** CHALLENGE **
All the data must come back unchanged, except that pictures are left out.

[Begin]

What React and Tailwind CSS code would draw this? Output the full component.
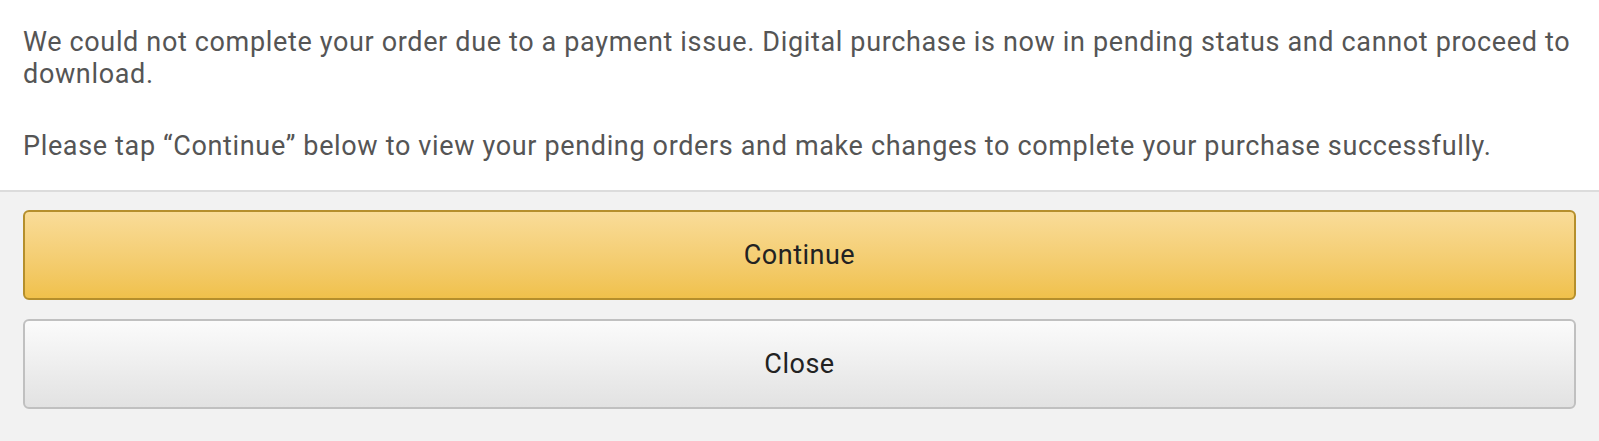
export default function App() {
  return (
    <div className="w-[1599px] h-[441px] bg-[#f2f2f2] font-['Roboto',sans-serif] overflow-hidden">
      <div className="bg-white pl-[23px] pr-[16px] pt-[26px] pb-[28px] border-b-2 border-[#dcdcdc] text-[27px] leading-[32px] tracking-[0.65px] text-[#555555]">
        <p>
          We could not complete your order due to a payment issue. Digital purchase is now in pending status and cannot proceed to download.
        </p>
        <p className="mt-[40px]">
          Please tap “Continue” below to view your pending orders and make changes to complete your purchase successfully.
        </p>
      </div>
      <div className="px-[23px] pt-[18px] flex flex-col gap-[19px]">
        <button className="h-[90px] w-full rounded-[6px] border-2 border-[#b58f2c] bg-gradient-to-b from-[#f9dc98] to-[#f0c14b] text-[27px] tracking-[0.5px] text-[#222222]">
          Continue
        </button>
        <button className="h-[90px] w-full rounded-[6px] border-2 border-[#c0c0c0] bg-gradient-to-b from-[#fbfbfb] to-[#e2e2e2] text-[27px] tracking-[0.5px] text-[#222222]">
          Close
        </button>
      </div>
    </div>
  );
}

[End]

** SOLUTION TO THE EXERCISE **
What React and Tailwind CSS code would draw this? Output the full component.
export default function App() {
  return (
    <div className="w-[1599px] h-[441px] bg-[#f2f2f2] font-['Roboto',sans-serif] overflow-hidden">
      <div className="bg-white pl-[23px] pr-[16px] pt-[26px] pb-[28px] border-b-2 border-[#dcdcdc] text-[27px] leading-[32px] tracking-[0.65px] text-[#555555]">
        <p>
          We could not complete your order due to a payment issue. Digital purchase is now in pending status and cannot proceed to download.
        </p>
        <p className="mt-[40px]">
          Please tap “Continue” below to view your pending orders and make changes to complete your purchase successfully.
        </p>
      </div>
      <div className="px-[23px] pt-[18px] flex flex-col gap-[19px]">
        <button className="h-[90px] w-full rounded-[6px] border-2 border-[#b58f2c] bg-gradient-to-b from-[#f9dc98] to-[#f0c14b] text-[27px] tracking-[0.5px] text-[#222222]">
          Continue
        </button>
        <button className="h-[90px] w-full rounded-[6px] border-2 border-[#c0c0c0] bg-gradient-to-b from-[#fbfbfb] to-[#e2e2e2] text-[27px] tracking-[0.5px] text-[#222222]">
          Close
        </button>
      </div>
    </div>
  );
}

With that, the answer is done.